● PROBLEM STATEMENT
Pictures are not part of the copy. Retype the lines from the first one through the line that contains "const cols = ['A', 'B', 'C', 'D', 'E', 'F', 'G', ''];".

===== DATA EXCERPT

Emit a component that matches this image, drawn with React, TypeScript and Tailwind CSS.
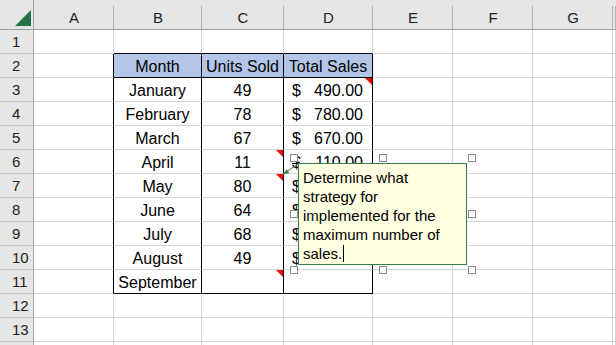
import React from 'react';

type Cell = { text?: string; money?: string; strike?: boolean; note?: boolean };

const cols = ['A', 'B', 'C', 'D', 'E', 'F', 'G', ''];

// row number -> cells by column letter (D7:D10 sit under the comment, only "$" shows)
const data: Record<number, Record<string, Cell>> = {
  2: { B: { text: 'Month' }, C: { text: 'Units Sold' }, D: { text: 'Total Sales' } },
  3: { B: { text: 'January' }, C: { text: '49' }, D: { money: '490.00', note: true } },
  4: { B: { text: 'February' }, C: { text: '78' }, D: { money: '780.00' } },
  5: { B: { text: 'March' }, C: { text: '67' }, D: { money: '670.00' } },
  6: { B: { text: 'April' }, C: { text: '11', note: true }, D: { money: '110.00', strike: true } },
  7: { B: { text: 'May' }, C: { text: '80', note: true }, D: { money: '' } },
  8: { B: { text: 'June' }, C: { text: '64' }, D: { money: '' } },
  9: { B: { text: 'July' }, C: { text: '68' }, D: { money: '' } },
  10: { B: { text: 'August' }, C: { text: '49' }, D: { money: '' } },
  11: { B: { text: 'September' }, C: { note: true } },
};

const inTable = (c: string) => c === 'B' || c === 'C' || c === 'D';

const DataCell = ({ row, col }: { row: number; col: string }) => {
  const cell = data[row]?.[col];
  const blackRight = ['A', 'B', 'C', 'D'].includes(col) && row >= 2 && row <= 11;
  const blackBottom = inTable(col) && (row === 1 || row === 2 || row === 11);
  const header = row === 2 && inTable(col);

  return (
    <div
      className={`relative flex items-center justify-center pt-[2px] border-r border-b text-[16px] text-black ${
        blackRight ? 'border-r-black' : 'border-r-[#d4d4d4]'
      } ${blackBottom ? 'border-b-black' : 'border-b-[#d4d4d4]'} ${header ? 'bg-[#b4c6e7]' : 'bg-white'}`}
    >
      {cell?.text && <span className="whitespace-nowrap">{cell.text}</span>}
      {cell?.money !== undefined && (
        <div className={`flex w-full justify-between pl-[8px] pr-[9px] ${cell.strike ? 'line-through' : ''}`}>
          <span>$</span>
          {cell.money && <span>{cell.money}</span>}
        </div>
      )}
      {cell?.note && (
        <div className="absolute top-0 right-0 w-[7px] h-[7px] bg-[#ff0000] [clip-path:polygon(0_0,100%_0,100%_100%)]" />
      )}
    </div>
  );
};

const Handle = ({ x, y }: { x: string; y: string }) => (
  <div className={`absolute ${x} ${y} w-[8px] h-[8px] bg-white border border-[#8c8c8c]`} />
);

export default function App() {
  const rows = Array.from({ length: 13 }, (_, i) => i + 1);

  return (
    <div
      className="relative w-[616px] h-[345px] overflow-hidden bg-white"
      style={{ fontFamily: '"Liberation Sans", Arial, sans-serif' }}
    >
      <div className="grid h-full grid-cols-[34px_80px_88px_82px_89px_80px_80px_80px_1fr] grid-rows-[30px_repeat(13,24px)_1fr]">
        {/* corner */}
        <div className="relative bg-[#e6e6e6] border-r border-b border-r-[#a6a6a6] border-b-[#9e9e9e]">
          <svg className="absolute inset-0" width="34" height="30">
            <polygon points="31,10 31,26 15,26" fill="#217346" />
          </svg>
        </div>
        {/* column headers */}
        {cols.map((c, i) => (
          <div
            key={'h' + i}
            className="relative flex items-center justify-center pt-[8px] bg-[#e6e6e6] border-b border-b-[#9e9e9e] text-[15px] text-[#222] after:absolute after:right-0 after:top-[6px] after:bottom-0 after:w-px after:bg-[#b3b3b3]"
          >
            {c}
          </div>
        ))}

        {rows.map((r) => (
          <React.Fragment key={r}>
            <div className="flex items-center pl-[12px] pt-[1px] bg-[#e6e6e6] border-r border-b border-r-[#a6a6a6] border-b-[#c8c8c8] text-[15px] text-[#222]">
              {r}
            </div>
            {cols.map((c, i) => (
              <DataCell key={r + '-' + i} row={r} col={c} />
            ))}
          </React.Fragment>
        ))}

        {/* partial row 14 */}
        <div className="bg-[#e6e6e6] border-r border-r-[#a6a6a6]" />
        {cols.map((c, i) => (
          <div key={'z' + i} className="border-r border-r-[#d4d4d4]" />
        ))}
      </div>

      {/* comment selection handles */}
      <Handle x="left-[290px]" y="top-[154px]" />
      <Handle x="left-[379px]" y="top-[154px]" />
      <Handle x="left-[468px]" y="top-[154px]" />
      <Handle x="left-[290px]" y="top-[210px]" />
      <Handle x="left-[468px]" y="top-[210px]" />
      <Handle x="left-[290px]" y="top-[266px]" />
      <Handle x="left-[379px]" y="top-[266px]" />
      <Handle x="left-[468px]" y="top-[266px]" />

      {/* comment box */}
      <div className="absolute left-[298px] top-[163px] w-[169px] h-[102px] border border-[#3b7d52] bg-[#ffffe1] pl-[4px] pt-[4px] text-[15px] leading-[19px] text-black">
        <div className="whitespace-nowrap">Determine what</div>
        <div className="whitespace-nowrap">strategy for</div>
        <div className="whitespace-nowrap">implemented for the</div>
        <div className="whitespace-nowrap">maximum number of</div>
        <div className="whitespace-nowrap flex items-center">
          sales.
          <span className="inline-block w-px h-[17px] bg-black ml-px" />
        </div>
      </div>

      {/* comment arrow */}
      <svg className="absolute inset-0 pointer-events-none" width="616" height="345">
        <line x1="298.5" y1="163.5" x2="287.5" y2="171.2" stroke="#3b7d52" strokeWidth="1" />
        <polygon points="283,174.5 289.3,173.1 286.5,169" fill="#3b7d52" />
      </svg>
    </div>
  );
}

==========

● EXERCISE RESULT
Emit a component that matches this image, drawn with React, TypeScript and Tailwind CSS.
import React from 'react';

type Cell = { text?: string; money?: string; strike?: boolean; note?: boolean };

const cols = ['A', 'B', 'C', 'D', 'E', 'F', 'G', ''];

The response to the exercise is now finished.